5. Address fears directly and calmly during the day
At 2 to 3 years, fears become more specific — the dark, monsters, being alone. Address them during daylight hours, not at bedtime when they are harder to manage calmly.
6. Be consistent for at least 10 to 14 days
Changes in toddler bedtime behaviour take longer to show results than baby sleep changes. Hold a consistent approach for at least two weeks before assessing whether it is working.
If toddler bedtime has been a battle for weeks with no improvement, find out whether sleep consulting is worth it.
Frequently Asked Questions
Is toddler separation anxiety at bedtime normal?
Yes — it is one of the most common sleep challenges of toddlerhood and reflects healthy attachment development. It typically peaks between 18 months and 2.5 years and gradually reduces as emotional maturity develops.
Should I stay with my toddler until they fall asleep?
Staying occasionally is fine. But if this has become the nightly expectation, it almost always means your toddler cannot resettle independently between sleep cycles — which leads to night wakings requiring your presence.
My toddler was fine at bedtime and suddenly this started — why?
Sudden onset bedtime resistance in a previously settled toddler is almost always triggered by a developmental shift — the 18-month or 2-year regression, a life transition, or a new emotional awareness.
Will my toddler grow out of separation anxiety at bedtime?
Yes — gradually, as emotional maturity develops through toddlerhood. Consistent, warm handling significantly speeds up this process.

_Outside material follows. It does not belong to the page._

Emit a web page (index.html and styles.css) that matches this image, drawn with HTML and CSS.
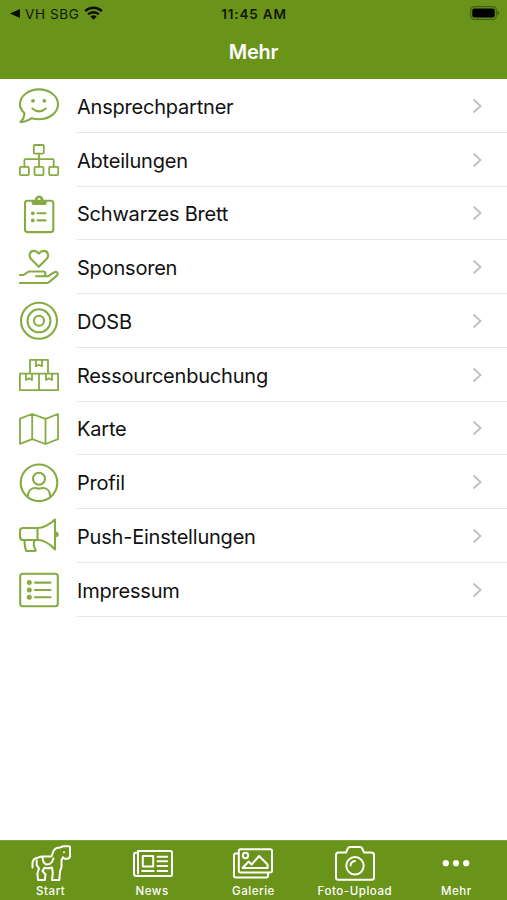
FILE: index.html
```html
<!DOCTYPE html>
<html lang="de">
<head>
<meta charset="utf-8">
<title>Mehr</title>
<link rel="stylesheet" href="styles.css">
</head>
<body>
<div class="app">
  <header class="header">
    <div class="status">
      <div class="back">
        <svg class="back-arrow" viewBox="0 0 10 9"><path d="M10 0v9L0 4.5z"/></svg>
        <span>VH SBG</span>
        <svg class="wifi" viewBox="0 0 19 14"><path d="M1.2 5.1a12 12 0 0 1 16.6 0M4.1 8.3a7.8 7.8 0 0 1 10.8 0"/><path class="wifi-dot" d="M6.4 10.6a4.5 4.5 0 0 1 6.2 0L9.5 13.8z"/></svg>
      </div>
      <span class="time">11:45 AM</span>
      <svg class="battery" viewBox="0 0 30 14"><rect class="shell" x=".7" y=".7" width="25.6" height="12.6" rx="3.6"/><rect x="2.3" y="2.4" width="22.4" height="9.2" rx="2"/><path class="cap" d="M27.4 4.8q2 .7 2 2.2t-2 2.2z"/></svg>
    </div>
    <h1 class="title">Mehr</h1>
  </header>

  <main class="list">
    <a class="row">
      <svg class="icon" viewBox="0 0 40 40"><path d="M5.3 27C2.400 24.400 1 21.600 1 18.300 1 10 9.500 3.400 20 3.400S39 10 39 18.300 30.500 33.300 20 33.300c-2.600 0-5-.3-7.200-1.100C10 34 5.500 36.200 1.500 36c2.500-2.500 4-5.500 3.800-9z"/><path d="M13.300 22.500q6.800 5.800 13.500 0"/><g class="solid"><circle cx="14" cy="14.800" r="1.900"/><circle cx="25.300" cy="14.800" r="1.900"/></g></svg>
      <span class="label">Ansprechpartner</span><svg class="chevron" viewBox="0 0 10 16"><path d="M1.500 1.500L8.500 8l-7 6.500"/></svg>
    </a>
    <a class="row">
      <svg class="icon" viewBox="0 0 40 40"><g class="thin"><rect x="14.800" y="5" width="10" height="8.600" rx="1"/><rect x=".9" y="26.800" width="9" height="8.300" rx="1"/><rect x="15.500" y="26.800" width="9" height="8.300" rx="1"/><rect x="30.200" y="26.800" width="9" height="8.300" rx="1"/><path d="M20 13.600v13.200M5.400 26.800v-6.600q0-1 1-1h27.300q1 0 1 1v6.600"/></g></svg>
      <span class="label">Abteilungen</span><svg class="chevron" viewBox="0 0 10 16"><path d="M1.500 1.500L8.500 8l-7 6.500"/></svg>
    </a>
    <a class="row">
      <svg class="icon" viewBox="0 0 40 40"><rect x="6" y="6.800" width="28.300" height="31.300" rx="2.500"/><path class="solid" fill-rule="evenodd" d="M12.700 6.500h3.100a4.400 4.400 0 1 1 8.700 0h3.100v3q0 1.400-1.500 1.400H14.200q-1.500 0-1.500-1.400zM20.100 4a1.600 1.600 0 1 0 0 3.200 1.600 1.600 0 0 0 0-3.200z"/><path d="M18.500 19.300h8M18.500 26.400h8"/><g class="solid"><circle cx="13.800" cy="19.300" r="1.900"/><circle cx="13.800" cy="26.400" r="1.900"/></g></svg>
      <span class="label">Schwarzes Brett</span><svg class="chevron" viewBox="0 0 10 16"><path d="M1.500 1.500L8.500 8l-7 6.500"/></svg>
    </a>
    <a class="row">
      <svg class="icon" viewBox="0 0 40 40"><path d="M19.800 18.800l-7.700-7.700C9.200 8.200 10.500 3.200 14.600 2.900c2.300-.1 4 1.100 5.200 2.700 1.200-1.600 3-2.800 5.200-2.700 4.200.3 5.400 5.300 2.500 8.200zM1 27h3.600l3.700-2.600Q9.500 23.500 11 23.500h13c3.300 0 3.300 4.700 0 4.700h-7M24.800 28.200h4.500l5.800-3.800c2.700-1.500 4.800 1 2.700 3.200l-7.500 6.400q-1.200 1-3 1H1"/></svg>
      <span class="label">Sponsoren</span><svg class="chevron" viewBox="0 0 10 16"><path d="M1.500 1.500L8.500 8l-7 6.500"/></svg>
    </a>
    <a class="row">
      <svg class="icon" viewBox="0 0 40 40"><circle cx="20" cy="19.800" r="18"/><circle cx="20" cy="19.800" r="11.500"/><circle cx="20" cy="19.800" r="5"/></svg>
      <span class="label">DOSB</span><svg class="chevron" viewBox="0 0 10 16"><path d="M1.500 1.500L8.500 8l-7 6.500"/></svg>
    </a>
    <a class="row">
      <svg class="icon" viewBox="0 0 40 40"><g class="thin"><path d="M11 18.600V4.900h18v13.700M.9 18.600h38.200v16.500H.9zM20 18.600v16.500M17 5v6.300l3-1.500 3 1.500V5M7 18.600V25l3-1.600 3 1.600v-6.400M27 18.600V25l3-1.600 3 1.600v-6.400"/></g></svg>
      <span class="label">Ressourcenbuchung</span><svg class="chevron" viewBox="0 0 10 16"><path d="M1.500 1.500L8.500 8l-7 6.500"/></svg>
    </a>
    <a class="row">
      <svg class="icon" viewBox="0 0 40 40"><g class="thin"><path d="M1 9.700L13.200 5l13.300 4.800L39 5v25.200L26.500 35l-13.300-4.800L1 34.800zM13.200 5v25.200M26.500 9.800V35"/></g></svg>
      <span class="label">Karte</span><svg class="chevron" viewBox="0 0 10 16"><path d="M1.500 1.500L8.500 8l-7 6.500"/></svg>
    </a>
    <a class="row">
      <svg class="icon" viewBox="0 0 40 40"><circle cx="20" cy="19.800" r="18.300"/><circle cx="20" cy="15.800" r="6"/><path d="M8.800 33.500c.2-5 2.800-8.500 7-8.500 1.500 0 2.500.6 4.200.6s2.700-.6 4.200-.6c4.200 0 6.800 3.500 7 8.500"/></svg>
      <span class="label">Profil</span><svg class="chevron" viewBox="0 0 10 16"><path d="M1.500 1.500L8.500 8l-7 6.500"/></svg>
    </a>
    <a class="row">
      <svg class="icon" viewBox="0 0 40 40"><path d="M18.500 12H4.200Q1 12 1 15.200v5.600Q1 24 4.200 24h14.300zM18.500 12c7 0 12.500-4 17.500-8.500v30C31 28 25.500 24 18.500 24M5.500 24c.2 4 .1 7.500 1.800 11h8.200c1.500 0 1.400-1.200.6-2.200-1.600-2-1.600-5.200-.6-8.800"/><path class="solid" d="M36.500 15.500q3.200.4 3.200 2.900t-3.200 2.900z"/></svg>
      <span class="label">Push-Einstellungen</span><svg class="chevron" viewBox="0 0 10 16"><path d="M1.500 1.500L8.500 8l-7 6.500"/></svg>
    </a>
    <a class="row">
      <svg class="icon" viewBox="0 0 40 40"><rect x="1.200" y="3.700" width="37.600" height="32.500" rx="2.500"/><path d="M16 12.600h15.500M16 20h15.500M16 27.300h15.500"/><g class="solid"><circle cx="10.300" cy="12.600" r="2.500"/><circle cx="10.300" cy="20" r="2.500"/><circle cx="10.300" cy="27.300" r="2.500"/></g></svg>
      <span class="label">Impressum</span><svg class="chevron" viewBox="0 0 10 16"><path d="M1.500 1.500L8.500 8l-7 6.500"/></svg>
    </a>
  </main>

  <nav class="tabs">
    <a class="tab">
      <svg class="tab-icon" viewBox="0 0 40 40"><path d="M1.500 22.500v-4q0-4.700 5-5.700 2.500-1.300 5-1.300h9l2-5.500Q24.500 2.500 29 2.500l3-1.200h6q1 0 1 1v8.500q0 3-3 3h-2.500L32 12.300l-1.500 3V22L29 26.500l-.7 8.500H21l.8-7-.8-5.500q-4 1.500-7.500.2L11.500 26l3 3.500-.7 5.500H7l-.6-6.500L8 23.500 5.700 20v-4.500M11.500 12q.3 7.500 5 7.500 4 0 6-6"/><circle class="tab-solid" cx="33" cy="7.200" r="1"/></svg>
      <span>Start</span>
    </a>
    <a class="tab">
      <svg class="tab-icon news" viewBox="0 0 40 40"><path d="M5 6h32.500q1.500 0 1.500 1.500v22q0 1.500-1.500 1.500h-34Q1 31 1 28.500v-19q0-1.700 1.700-1.700H5M5 6v22.500M9.800 11h10.400v10.500H9.800zM24.500 11.700h9.700M24.500 16.300h9.700M24.500 21h9.700M9.200 26h11.500M24.500 26h9.700"/></svg>
      <span>News</span>
    </a>
    <a class="tab">
      <svg class="tab-icon" viewBox="0 0 40 40"><path d="M7.500 4.300h29.800q1.700 0 1.700 1.700v19.800q0 1.700-1.700 1.700H7.500q-1.700 0-1.700-1.700V6q0-1.700 1.700-1.700zM5.500 8.500H2.700Q1 8.500 1 10.200v20.600q0 1.700 1.700 1.700h30.600q1.700 0 1.700-1.700V27.500M9.800 22.800l5.800-6.300 3 3 7.500-8.500 8.500 8.500V23H9.800z"/><circle cx="12.500" cy="10.500" r="2.700"/></svg>
      <span>Galerie</span>
    </a>
    <a class="tab">
      <svg class="tab-icon" viewBox="0 0 40 40"><path d="M3.500 7.500H11l2-4.300q.5-1.200 1.800-1.200h10.400q1.300 0 1.800 1.200l2 4.300h7.500Q39 7.500 39 10v22.500q0 2.200-2.300 2.200H3.300Q1 34.700 1 32.500V10q0-2.500 2.500-2.500z"/><circle cx="20" cy="20.800" r="8.700"/><path d="M15.500 20.500q.5-4 4.500-4.500"/></svg>
      <span>Foto-Upload</span>
    </a>
    <a class="tab">
      <svg class="tab-icon" viewBox="0 0 40 40"><g class="tab-solid"><circle cx="9.800" cy="18.200" r="3.100"/><circle cx="20" cy="18.200" r="3.100"/><circle cx="30.200" cy="18.200" r="3.100"/></g></svg>
      <span>Mehr</span>
    </a>
  </nav>
</div>
</body>
</html>
```
FILE: styles.css
```css
* { box-sizing: border-box; }
body { margin: 0; background: #fff; font-family: Inter, "Liberation Sans", sans-serif; }
.app { width: 507px; height: 900px; display: flex; flex-direction: column; overflow: hidden; }
.header { height: 79px; flex: none; background: #6a931a; }
.status { height: 27px; display: grid; grid-template-columns: 1fr auto 1fr; align-items: center; padding: 0 7px 0 10px; color: #101804; font-size: 13.5px; }
.back { display: flex; align-items: center; letter-spacing: .6px; }
.back-arrow { width: 10px; height: 9px; margin-right: 5px; fill: #0a1000; }
.wifi { width: 19px; height: 14px; margin-left: 4.500px; margin-top: -1px; fill: none; stroke: #0a1000; stroke-width: 2.5; }
.wifi-dot { fill: #0a1000; stroke: none; }
.time { font-weight: 600; font-size: 13.500px; letter-spacing: .85px; margin-right: 2px; }
.battery { width: 30px; height: 14px; justify-self: end; margin-top: -1px; fill: #000; }
.shell { fill: none; stroke: #42600d; stroke-width: 1.200; }
.cap { fill: #42600d; }
.title { margin: 0; color: #fff; font-size: 20px; line-height: 51px; font-weight: 600; letter-spacing: -.2px; text-align: center; }

.list { flex: 1; }
.row { height: 53.750px; display: grid; grid-template-columns: 58px 1fr 10px; align-items: center; padding: 0 25px 0 19px; color: #111; background: linear-gradient(#e7e7e8, #e7e7e8) 77px 100% / 430px 1px no-repeat; }
.icon { width: 40px; height: 40px; margin-top: 1px; fill: none; stroke: #86ab42; stroke-width: 2.100; stroke-linecap: round; stroke-linejoin: round; }
.thin { stroke-width: 1.800; }
.solid { fill: #86ab42; stroke: none; }
.label { padding-top: 2px; font-size: 20px; line-height: 26px; letter-spacing: -.21px; white-space: nowrap; }
.chevron { width: 10px; height: 16px; fill: none; stroke: #c2c2c5; stroke-width: 2; }

.tabs { height: 60px; flex: none; display: grid; grid-template-columns: repeat(5, 1fr); background: #6a931a; border-top: 1px solid #7da13a; }
.tab { display: flex; flex-direction: column; align-items: center; padding-top: 4px; color: #fff; font-size: 11.500px; line-height: 13px; font-weight: 500; letter-spacing: .55px; }
.tab-icon { width: 40px; height: 40px; flex: none; fill: none; stroke: #fff; stroke-width: 2; stroke-linecap: round; stroke-linejoin: round; }
.news { margin-left: 1px; }
.tab-solid { fill: #fff; stroke: none; }
```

How long does toddler separation anxiety at bedtime last?
With consistent handling, most toddlers show significant improvement within 4 to 8 weeks. Without consistent handling, it can persist well into the preschool years.
My toddler screams when I leave the room — is this normal?
Intense protest at the moment of separation is common between 18 months and 2.5 years. The key is how quickly it resolves — brief protest that settles within a few minutes is within the range of normal.